İnsani, etik ve hukuki zorunluluklar tüm dünya ülkelerinin Filistin halkının direnişini desteklemesini, ona karşı işbirliği yapmamasını gerektirmektedir. İşgal suçlarına ve saldırganlığa karşı çıkmalıdır. Filistin halkının topraklarını özgürleştirme ve dünyadaki tüm halklar gibi kendi kaderini tayin hakkını kullanma mücadelesini desteklemelidirler. Buna dayanarak aşağıdaki çağrıda bulunuyoruz:

1.İsrail’in Gazze’ye yönelik saldırısının, tüm Gazze halkına karşı işlediği suçların ve etnik temizliğin derhal durdurulması. Geçişlerin açılması ve yeniden inşa araçları dahil olmak üzere insani yardımların Gazze’ye girişine izin verilmesi.

2.İsrail işgalini insani acılara neden olduğu için yasal olarak sorumlu tutmak için Filistin halkına ve sivillere, altyapıya, hastanelere, eğitim tesislerine, camilere ve kiliselere karşı işlenen suçlardan sorumlu tutulması.

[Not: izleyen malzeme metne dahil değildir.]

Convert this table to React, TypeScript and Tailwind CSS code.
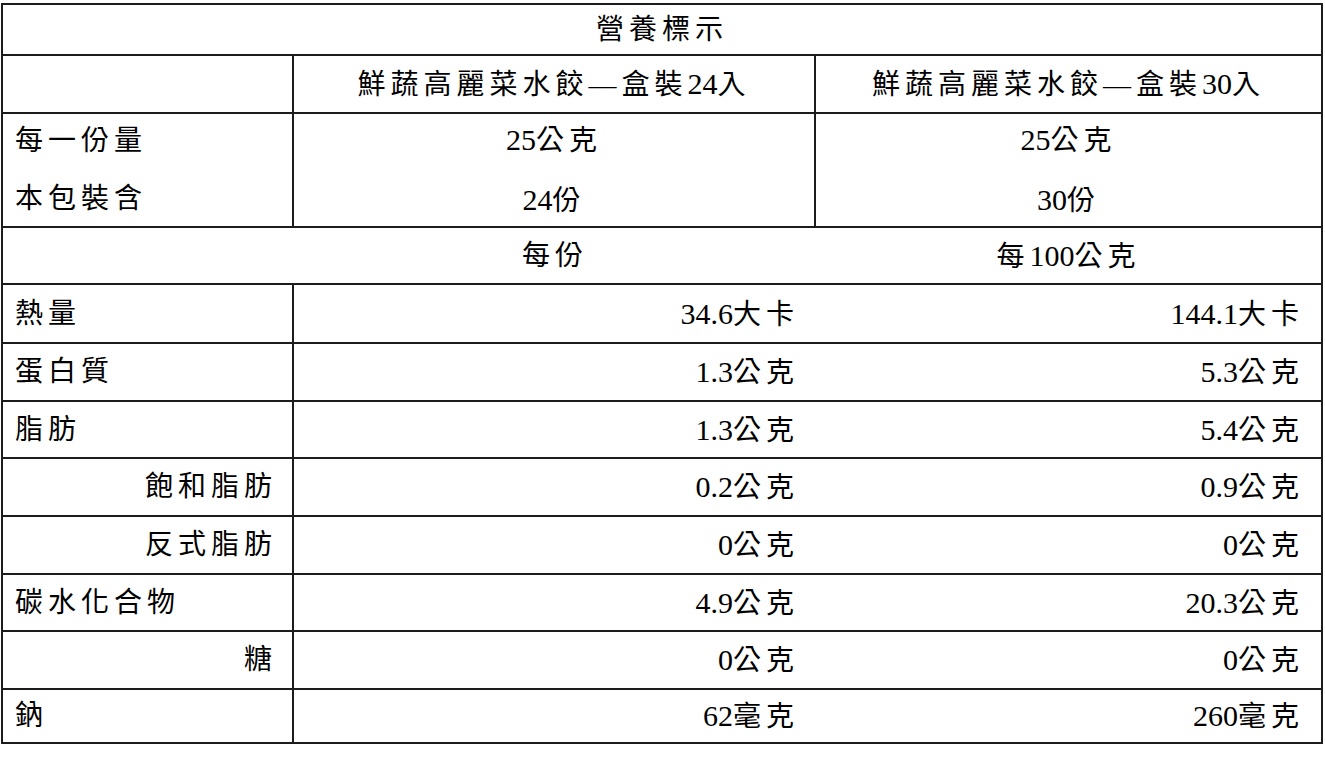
import React from "react";

// digits and dots keep normal spacing, CJK runs get the wide tracking of the print label
const Txt: React.FC<{ text: string }> = ({ text }) => (
  <span className="whitespace-nowrap">
    {text.split(/([0-9.]+)/).map((part, i) =>
      /^[0-9.]+$/.test(part) ? (
        <span key={i} className="text-[30px] tracking-normal">
          {part}
        </span>
      ) : (
        <span key={i}>{part}</span>
      )
    )}
  </span>
);

interface NutrientRow {
  label: string;
  indent?: boolean;
  perServing: string;
  per100: string;
  height: string;
}

const nutrients: NutrientRow[] = [
  { label: "熱量", perServing: "34.6大卡", per100: "144.1大卡", height: "h-[59px]" },
  { label: "蛋白質", perServing: "1.3公克", per100: "5.3公克", height: "h-[58px]" },
  { label: "脂肪", perServing: "1.3公克", per100: "5.4公克", height: "h-[57px]" },
  { label: "飽和脂肪", indent: true, perServing: "0.2公克", per100: "0.9公克", height: "h-[58px]" },
  { label: "反式脂肪", indent: true, perServing: "0公克", per100: "0公克", height: "h-[58px]" },
  { label: "碳水化合物", perServing: "4.9公克", per100: "20.3公克", height: "h-[57px]" },
  { label: "糖", indent: true, perServing: "0公克", per100: "0公克", height: "h-[58px]" },
  { label: "鈉", perServing: "62毫克", per100: "260毫克", height: "h-[52px]" },
];

export default function App() {
  return (
    <div className="min-h-screen bg-white pt-[3px] pl-px">
      <div
        className="w-[1322px] border-2 border-[#1c1c1c] text-[28px] leading-none tracking-[5px] text-black"
        style={{ fontFamily: '"Liberation Serif", "Noto Sans CJK TC", serif' }}
      >
        <div className="flex h-[51px] items-center justify-center border-b-2 border-[#1c1c1c]">
          <Txt text="營養標示" />
        </div>

        <div className="flex h-[58px] border-b-2 border-[#1c1c1c]">
          <div className="w-[291px] border-r-2 border-[#1c1c1c]" />
          <div className="flex w-[522px] items-center justify-center border-r-2 border-[#1c1c1c]">
            <Txt text="鮮蔬高麗菜水餃—盒裝24入" />
          </div>
          <div className="flex flex-1 items-center justify-center">
            <Txt text="鮮蔬高麗菜水餃—盒裝30入" />
          </div>
        </div>

        <div className="flex h-[114px] border-b-2 border-[#1c1c1c]">
          <div className="flex w-[291px] flex-col justify-center gap-[30px] border-r-2 border-[#1c1c1c] pl-[12px]">
            <Txt text="每一份量" />
            <Txt text="本包裝含" />
          </div>
          <div className="flex w-[522px] flex-col items-center justify-center gap-[30px] border-r-2 border-[#1c1c1c]">
            <Txt text="25公克" />
            <Txt text="24份" />
          </div>
          <div className="flex flex-1 flex-col items-center justify-center gap-[30px]">
            <Txt text="25公克" />
            <Txt text="30份" />
          </div>
        </div>

        <div className="flex h-[57px] border-b-2 border-[#1c1c1c]">
          <div className="w-[291px]" />
          <div className="flex w-[522px] items-center justify-center">
            <Txt text="每份" />
          </div>
          <div className="flex flex-1 items-center justify-center">
            <Txt text="每100公克" />
          </div>
        </div>

        {nutrients.map((row, idx) => (
          <div
            key={row.label}
            className={`flex ${row.height} ${idx < nutrients.length - 1 ? "border-b-2 border-[#1c1c1c]" : ""}`}
          >
            <div
              className={`flex w-[291px] items-center border-r-2 border-[#1c1c1c] ${
                row.indent ? "justify-end pr-[15px]" : "pl-[12px]"
              }`}
            >
              <Txt text={row.label} />
            </div>
            <div className="flex w-[522px] items-center justify-end pr-[17px]">
              <Txt text={row.perServing} />
            </div>
            <div className="flex flex-1 items-center justify-end pr-[17px]">
              <Txt text={row.per100} />
            </div>
          </div>
        ))}
      </div>
    </div>
  );
}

3.İsrail işgali karşısında Filistin direnişinin uluslararası hukuk ve normlar çerçevesinde meşrulaştırılmış bir hak olarak mümkün olan tüm araçlarla desteklenmesi.

4.Dünyanın dört bir yanındaki özgür halkları, özellikle de sömürgeleştirilmiş ve Filistin halkının çektiği acıların farkında olan ulusları, İsrail işgalini destekleyen güçler/ülkeler tarafından benimsenen çifte standart politikalarına karşı ciddi ve etkili tutumlar almaya çağırıyoruz. Bu ulusları Filistin halkıyla küresel bir dayanışma hareketi başlatmaya çalışıyoruz. Adalet ve eşitlik değerlerini ve halkların özgürlük ve onur içinde yaşama hakkını vurgulamaya çağırıyoruz.

5.Başta ABD, İngiltere ve Fransa olmak üzere süper güçler, Siyonist varlığa hesap verme yükümlülüğünden muafiyet sağlamayı ve ona hukukun üstünde bir ülke muamelesi yapmayı bırakmalıdır. Bu ülkelerin adaletsiz davranışları, İsrail işgalinin 75 yıl boyunca Filistin halkına, topraklarına ve kutsallarına karşı en ağır suçları işlemesine olanak sağlamıştır. Dünyanın dört bir yanındaki ülkeleri, bugün ve her zamankinden daha fazla, uluslararası hukuka ve işgalin sona erdirilmesi çağrısında bulunan ilgili BM kararlarına karşı sorumluluklarını yerine getirmeye çağırıyoruz.

6.Gazze’nin geleceğine karar vermeyi amaçlayan ve sadece işgali uzatmaya hizmet eden her türlü uluslararası veya İsrail projesini kategorik olarak reddediyoruz. Filistin halkının kendi geleceğine karar verme ve iç işlerini düzenleme kapasitesine sahip olduğunu ve dolayısıyla dünyadaki hiçbir tarafın Filistin halkına herhangi bir vesayet biçimi dayatma ya da onlar adına karar verme hakkına sahip olmadığını vurguluyoruz.

7.İsrail’in özellikle 1948’de işgal edilen topraklarda ve Batı Şeria’da Filistinlilere yönelik yeni bir sürgün dalgası ya da yeni bir Nakba yaratma girişimlerine karşı durulması çağrısında bulunuyoruz. Sina’ya, Ürdün’e ya da başka bir yere sürülme olmayacağını ve Filistinlilere yönelik herhangi bir tehcir söz konusu olacaksa bunun, BM’nin birçok kararında da teyit edildiği üzere, 1948’de sürüldükleri evlerine ve bölgelerine yönelik olacağını vurguluyoruz.

8.İşgal sona erene kadar dünya çapında halk baskısını sürdürmeye çağırıyoruz. İsrail varlığıyla normalleşme girişimlerine karşı durmaya, İsrail işgaline ve destekçilerine kapsamlı bir boykot çağrısında bulunuyoruz.